Is Sprint Training Worth It?
No matter what the sport, being fast is a massive asset. Whether it is beating defenders or finishing off scoring the points, speed is needed. No one will argue with you about this. Where it gets tricky is when people ask “what is the best way to increase speed?” Many people say I need to see a sprint coach, but do you really?
I had the pleasure of attending a seminar hosted by two mates Dan O’Neill and Brad Soper on this topic recently. Roger Fabri spoke about straight line speed and optimal technique and Tevin Allen taught us how to improve agility. Both men agreed that each component is needed and complements the other. Many questions then arise such as “what should you improve first, running mechanics and top end speed or agility?” For me, I’d rather improve agility first and then worry about top end speed. This is against Roger’s way of thinking but I will explain why.
As a field sport athlete I would much rather improve agility first because if you can’t evade a defender and accelerate away from him you won’t get to display your top end speed anyway. I would rather be fast over the first 5m. In a sport like rugby league it is even more important as you have less than 3 seconds before you reach a defender once you catch the ball.
To improve agility I don’t perform ladder drills or cone drills whereas Tevin does. I would rather my athlete’s train eccentric and single leg strength in the gym and react to external cues as part of their agility training incorporating the ball in our skill drills. Tevin spoke well about this and said that he uses the ladder and agility cone drills as a warm up and to teach correct positioning and then hopes to transfer this across to more specific drills later on. He also sends them to a strength coach to get stronger because of the same reasons I spoke about in the How to Train Agility article. Tevin was great at teaching body positioning.
You can watch him here:
He also has many videos of his drills on Instagram. I don’t have this but I like these highlights more as it shows the outcome of his hard work. To me there is nothing better than seeing the gains in training displayed on the field. If you can’t do that then training wasn’t successful.

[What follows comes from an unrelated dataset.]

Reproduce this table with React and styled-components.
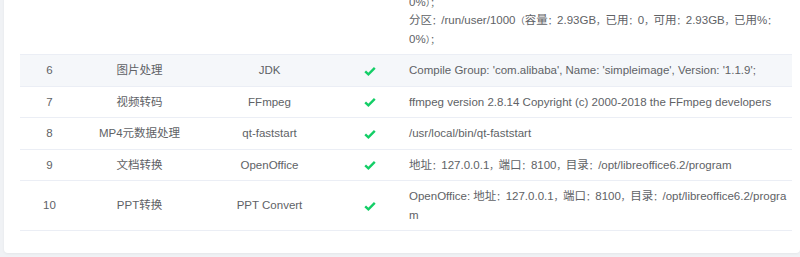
import React from 'react';
import styled, { createGlobalStyle } from 'styled-components';

const GlobalStyle = createGlobalStyle`
  html, body { margin: 0; padding: 0; background: #f0f2f5; }
  body { font-family: "Liberation Sans", Arial, "Noto Sans CJK SC", sans-serif; }
`;

const Viewport = styled.div`
  height: 100vh;
  overflow: hidden;
  box-sizing: border-box;
  display: flex;
  flex-direction: column;
  justify-content: flex-end;
  padding: 0 0 4px 4px;
`;

const Card = styled.section`
  flex-shrink: 0;
  background: #fff;
  border-radius: 0 0 4px 4px;
  box-shadow: 0 1px 3px rgba(0, 0, 0, 0.05);
  padding: 0 8px 22px 16px;
`;

const Table = styled.table`
  width: 100%;
  border-collapse: collapse;
  table-layout: fixed;
  font-size: 11.5px;
  color: #606266;
`;

const Row = styled.tr`
  background: ${(p) => (p.$hover ? '#f5f7fa' : '#fff')};
`;

const Cell = styled.td`
  padding: ${(p) => (p.$left ? '6px 2px 6px 9px' : '6px 0')};
  line-height: 18.5px;
  border-bottom: 1px solid #ebeef5;
  text-align: ${(p) => (p.$left ? 'left' : 'center')};
  vertical-align: middle;
  word-break: break-all;
`;

const Entry = styled.div``;

/* full-width punctuation in the reference is a little narrower than a full em */
const Punct = styled.span`
  font-size: 9.3px;
  line-height: 1;
`;

const PUNCT = /([：，（）；])/;

const typeset = (text) =>
  text.split(PUNCT).map((part, i) =>
    part.length === 1 && PUNCT.test(part) ? <Punct key={i}>{part}</Punct> : part
  );

const CheckIcon = () => (
  <svg width="12" height="10" viewBox="0 0 12 10" style={{ display: 'inline-block', verticalAlign: 'middle' }}>
    <path d="M1.2 5.3 L4.4 8.3 L10.8 1.8" fill="none" stroke="#13ce66" strokeWidth="2.4" />
  </svg>
);

const partitions = [
  '分区：/sys/fs/cgroup（容量：2.93GB，已用：0，可用：2.93GB，已用%：0%）；',
  '分区：/run/user/1002（容量：2.93GB，已用：0，可用：2.93GB，已用%：0%）；',
  '分区：/run/user/1001（容量：2.93GB，已用：0，可用：2.93GB，已用%：0%）；',
  '分区：/run/user/1000（容量：2.93GB，已用：0，可用：2.93GB，已用%：0%）；',
];

const rows = [
  { no: 6, name: '图片处理', tool: 'JDK', info: "Compile Group: 'com.alibaba', Name: 'simpleimage', Version: '1.1.9';", hover: true },
  { no: 7, name: '视频转码', tool: 'FFmpeg', info: 'ffmpeg version 2.8.14 Copyright (c) 2000-2018 the FFmpeg developers' },
  { no: 8, name: 'MP4元数据处理', tool: 'qt-faststart', info: '/usr/local/bin/qt-faststart' },
  { no: 9, name: '文档转换', tool: 'OpenOffice', info: '地址：127.0.0.1，端口：8100，目录：/opt/libreoffice6.2/program' },
  { no: 10, name: 'PPT转换', tool: 'PPT Convert', info: 'OpenOffice: 地址：127.0.0.1，端口：8100，目录：/opt/libreoffice6.2/program' },
];

export default function App() {
  return (
    <>
      <GlobalStyle />
      <Viewport>
        <Card>
          <Table>
            <colgroup>
              <col style={{ width: 59 }} />
              <col style={{ width: 121 }} />
              <col style={{ width: 139 }} />
              <col style={{ width: 61 }} />
              <col />
            </colgroup>
            <tbody>
              <Row>
                <Cell>5</Cell>
                <Cell>磁盘空间</Cell>
                <Cell>Disk</Cell>
                <Cell><CheckIcon /></Cell>
                <Cell $left>
                  {partitions.map((p, i) => (
                    <Entry key={i}>{typeset(p)}</Entry>
                  ))}
                </Cell>
              </Row>
              {rows.map((r) => (
                <Row key={r.no} $hover={r.hover}>
                  <Cell>{r.no}</Cell>
                  <Cell>{r.name}</Cell>
                  <Cell>{r.tool}</Cell>
                  <Cell><CheckIcon /></Cell>
                  <Cell $left>{typeset(r.info)}</Cell>
                </Row>
              ))}
            </tbody>
          </Table>
        </Card>
      </Viewport>
    </>
  );
}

Roger taught us about running mechanics and for me highlighted the importance of arm drive. The thing about arm drive is that as much as it helps improve speed, and I do believe you need it, I don’t believe it is used enough in a game to spend excessive amounts of time on it. Now I know you don’t have the ball very often in a game but it is rare that you get enough time to use arm drive to its full potential unless you are running someone down or have made a break. The rest of the time your arms are in front of your body preparing to make a tackle or catch a ball. I would still definitely try to improve and incorporate it as much as possible but I would go and learn optimal technique in a session or two and try to convert it into drills and on the field to save on training time.

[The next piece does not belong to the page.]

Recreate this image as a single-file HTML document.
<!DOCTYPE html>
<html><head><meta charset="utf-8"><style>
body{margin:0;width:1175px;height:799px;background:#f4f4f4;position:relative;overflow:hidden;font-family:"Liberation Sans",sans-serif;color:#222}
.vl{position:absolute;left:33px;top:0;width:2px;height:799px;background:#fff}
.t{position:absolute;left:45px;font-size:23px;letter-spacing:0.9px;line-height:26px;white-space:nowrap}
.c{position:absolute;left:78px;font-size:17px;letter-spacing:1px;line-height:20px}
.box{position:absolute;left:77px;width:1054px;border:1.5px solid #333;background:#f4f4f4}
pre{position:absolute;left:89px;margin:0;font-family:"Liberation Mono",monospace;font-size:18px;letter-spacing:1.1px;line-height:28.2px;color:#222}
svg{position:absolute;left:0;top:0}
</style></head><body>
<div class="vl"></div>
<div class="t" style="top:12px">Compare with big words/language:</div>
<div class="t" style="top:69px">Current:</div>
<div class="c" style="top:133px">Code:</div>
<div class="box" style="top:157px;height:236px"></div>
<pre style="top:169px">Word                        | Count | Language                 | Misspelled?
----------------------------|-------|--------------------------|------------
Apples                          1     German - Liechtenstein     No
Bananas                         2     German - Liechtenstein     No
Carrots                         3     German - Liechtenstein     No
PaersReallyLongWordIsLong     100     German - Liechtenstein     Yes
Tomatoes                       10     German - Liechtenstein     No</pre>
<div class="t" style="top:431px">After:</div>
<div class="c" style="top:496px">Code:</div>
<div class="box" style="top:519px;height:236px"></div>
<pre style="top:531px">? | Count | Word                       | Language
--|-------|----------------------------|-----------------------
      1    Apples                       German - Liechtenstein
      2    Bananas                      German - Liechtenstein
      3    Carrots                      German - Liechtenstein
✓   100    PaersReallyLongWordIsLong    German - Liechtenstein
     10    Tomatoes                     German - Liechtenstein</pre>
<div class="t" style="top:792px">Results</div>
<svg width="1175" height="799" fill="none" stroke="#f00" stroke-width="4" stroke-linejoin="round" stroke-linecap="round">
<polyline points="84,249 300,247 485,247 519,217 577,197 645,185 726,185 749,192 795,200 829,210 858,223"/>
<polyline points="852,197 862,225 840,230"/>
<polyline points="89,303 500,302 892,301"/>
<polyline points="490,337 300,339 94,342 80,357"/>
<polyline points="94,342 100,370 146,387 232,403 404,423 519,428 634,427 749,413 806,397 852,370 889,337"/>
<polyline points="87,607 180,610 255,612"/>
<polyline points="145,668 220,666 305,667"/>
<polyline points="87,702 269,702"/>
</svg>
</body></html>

So if you asked me is sprint training worth it? My short answer would be no. The reason I say this is that the amount of time it takes to gain speed through optimizing technique outweighs the benefit in my opinion. If you have terrible technique then it would be beneficial to go and do some work with a sprint coach as Roger said he can improve someone’s time in this case in 4-6 weeks. If you are more advanced, to see improvement’s you are looking more at 8 months.
Now if you look at it from a part time athlete’s point of view, someone who works all day and then goes to training, in that 8 months you could be in the gym getting stronger and doing your skill work with the team. By doing this not only can you improve your running speed, you could also reduce your chance of injury by correcting muscle imbalances and improve other areas of your game such as hitting harder in defence. Unloaded speed is trained by the sport itself in this case.
If you wanted to incorporate sprint training I would suggest learning how to run efficiently early in your career so you don’t develop bad habits and if you have already missed that opportunity I would say to do it in the offseason when you are away from team training and your volume is lower. If you are a professional and you don’t have to hold down a job, then going to perform sprint training sessions could be incorporated into your plan.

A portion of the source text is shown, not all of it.